Unterstützen Sie die Aktionen der jungen Klimaaktivisten?
Klassische Aktivistenformate wie Demonstrationen oder Petitionen haben die Politik nicht zum Handeln gebracht. Ziviler Ungehorsam wie mein Gesetzesbruch schreckt auf, Ziviler Widerstand wie Blockaden macht der Politik klar, dass sie handeln muss. Wir haben noch zehn Jahre Zeit, nützen wir diese Zeit nicht, sind wir unumkehrbar auf einem Kurs in eine drei Grad heißere Welt, die wir uns lieber nicht vorstellen wollen.
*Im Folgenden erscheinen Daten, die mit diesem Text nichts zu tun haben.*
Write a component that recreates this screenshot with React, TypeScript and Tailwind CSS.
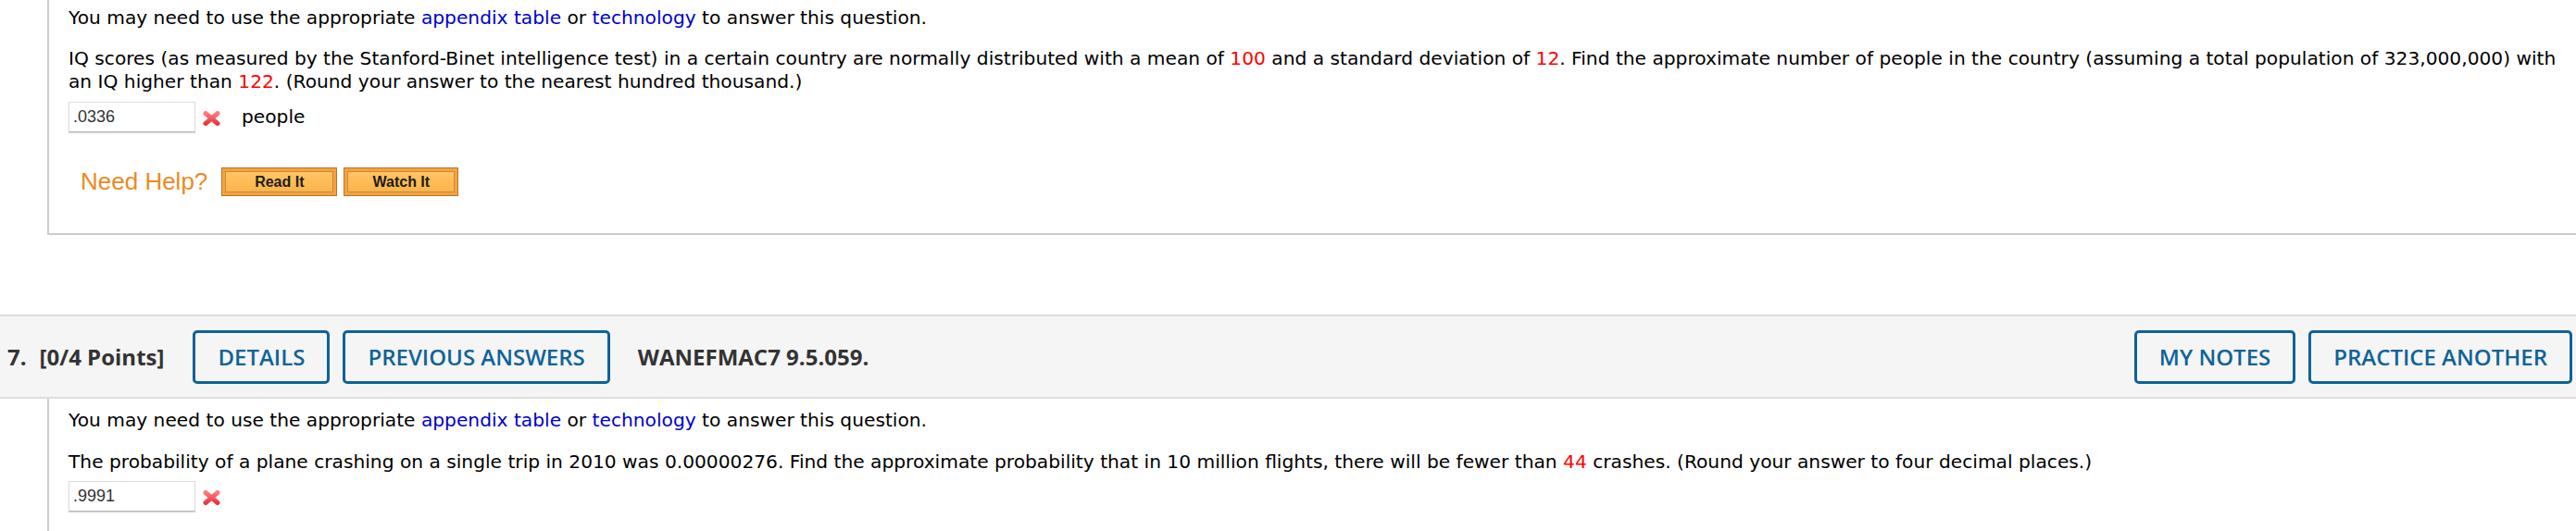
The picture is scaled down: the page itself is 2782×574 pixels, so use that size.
import React from 'react';

const WrongMark = () => (
    <svg width="21" height="18" viewBox="0 0 21 18" className="shrink-0">
        <defs>
            <linearGradient id="xg" x1="0" y1="0" x2="0" y2="1">
                <stop offset="0" stopColor="#ff7b7e" />
                <stop offset="1" stopColor="#e8383e" />
            </linearGradient>
        </defs>
        <path d="M4 3.5 L17 14.5 M17 3.5 L4 14.5" stroke="url(#xg)" strokeWidth="5" strokeLinecap="round" fill="none" />
    </svg>
);

const AnswerBox = ({ value }: { value: string }) => (
    <div className="w-[137px] h-[33px] border border-[#dcdcdc] border-b-[#b8b8b8] shadow-[0_1px_1px_rgba(0,0,0,0.15)] bg-white flex items-center pl-[4px] font-['Liberation_Sans',Arial,sans-serif] text-[18px] text-[#333]">
        {value}
    </div>
);

const HelpButton = ({ label, width }: { label: string; width: string }) => (
    <div className={`${width} h-[31px] border border-[#b3772f] bg-[#f7a13c] p-[3px]`}>
        <div className="h-full border border-[#c68a44] bg-gradient-to-b from-[#ffc563] to-[#fcb34a] flex items-center justify-center font-['Liberation_Sans',Arial,sans-serif] font-bold text-[16px] text-[#1c1c1c]">
            {label}
        </div>
    </div>
);

const OutlineButton = ({ label }: { label: string }) => (
    <div className="h-[58px] px-[24px] border-[3px] border-[#0e6398] rounded-[5px] flex items-center text-[24px] font-semibold text-[#0e6398] whitespace-nowrap">
        {label}
    </div>
);

const Link = ({ children }: { children: React.ReactNode }) => (
    <span className="text-[#0000cc]">{children}</span>
);

const Red = ({ children }: { children: React.ReactNode }) => (
    <span className="text-[#ff0000]">{children}</span>
);

export default function App() {
    return (
        <div className="w-[2782px] h-[574px] overflow-hidden bg-white font-['DejaVu_Sans',Verdana,sans-serif] text-[20.2px] leading-[25px] text-black">
            {/* question 6, tail end */}
            <div className="ml-[51px] border-l-2 border-b-2 border-[#cccccc] pl-[21px] pt-[7px] pb-[40px]">
                <p>
                    You may need to use the appropriate <Link>appendix table</Link> or <Link>technology</Link> to answer this question.
                </p>
                <p className="mt-[19px] whitespace-nowrap">
                    IQ scores (as measured by the Stanford-Binet intelligence test) in a certain country are normally distributed with a mean of <Red>100</Red> and a standard deviation of <Red>12</Red>. Find the approximate number of people in the country (assuming a total population of 323,000,000) with
                    <br />
                    an IQ higher than <Red>122</Red>. (Round your answer to the nearest hundred thousand.)
                </p>
                <div className="mt-[9px] flex items-center">
                    <AnswerBox value=".0336" />
                    <div className="ml-[7px] mt-[3px]">
                        <WrongMark />
                    </div>
                    <span className="ml-[22px]">people</span>
                </div>
                <div className="mt-[38px] flex items-center">
                    <span className="ml-[13px] font-['Liberation_Sans',Arial,sans-serif] text-[26px] text-[#ec8a22]">Need Help?</span>
                    <div className="ml-[15px] flex gap-[7px]">
                        <HelpButton label="Read It" width="w-[125px]" />
                        <HelpButton label="Watch It" width="w-[124px]" />
                    </div>
                </div>
            </div>

            {/* question 7 header */}
            <div className="mt-[86px] h-[91px] border-y-2 border-[#dddddd] bg-[#f5f5f5] flex items-center pl-[8px] pr-[4px] font-['Open_Sans',sans-serif]">
                <span className="text-[24px] font-bold text-[#333]">7.</span>
                <span className="ml-[14px] text-[24px] font-bold text-[#333]">[0/4 Points]</span>
                <div className="ml-[31px] flex gap-[14px]">
                    <OutlineButton label="DETAILS" />
                    <OutlineButton label="PREVIOUS ANSWERS" />
                </div>
                <span className="ml-[30px] text-[24px] font-bold text-[#333]">WANEFMAC7 9.5.059.</span>
                <div className="ml-auto flex gap-[14px]">
                    <OutlineButton label="MY NOTES" />
                    <OutlineButton label="PRACTICE ANOTHER" />
                </div>
            </div>

            {/* question 7 body */}
            <div className="ml-[51px] border-l-2 border-[#cccccc] pl-[21px] pt-[11px] pb-[60px]">
                <p>
                    You may need to use the appropriate <Link>appendix table</Link> or <Link>technology</Link> to answer this question.
                </p>
                <p className="mt-[20px]">
                    The probability of a plane crashing on a single trip in 2010 was 0.00000276. Find the approximate probability that in 10 million flights, there will be fewer than <Red>44</Red> crashes. (Round your answer to four decimal places.)
                </p>
                <div className="mt-[8px] flex items-center">
                    <AnswerBox value=".9991" />
                    <div className="ml-[7px] mt-[3px]">
                        <WrongMark />
                    </div>
                </div>
            </div>
        </div>
    );
}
Ich verstehe die, die blockieren, und möchte, dass man das berechtigte Anliegen dahinter beachtet und die Vorwürfe dort ablädt, wo sie hingehören: bei der Politik, die nicht handelt.
Wie geht es für Sie weiter?
Aktuell schreibe ich ein Buch über die Legitimation von zivilem Widerstand, außerdem war ich die letzten Tage damit beschäftigt, für die Aktivisten, die den Frankenschnellweg blockiert haben, Anwälte zu organisieren. Lebensmittel retten ist eins von vielen Themen, die mich beschäftigen. Ich habe meine Anwältin aber gebeten, in der Sache Dampf zu machen. Entweder sollen sie mich anklagen oder freisprechen. Ich gehe auch ins Gefängnis, ich werde kein Ordensgeld nehmen, um irgendwelche Vergleiche zu bezahlen. Ich gebe erst Ruhe, wenn das Gesetz da ist.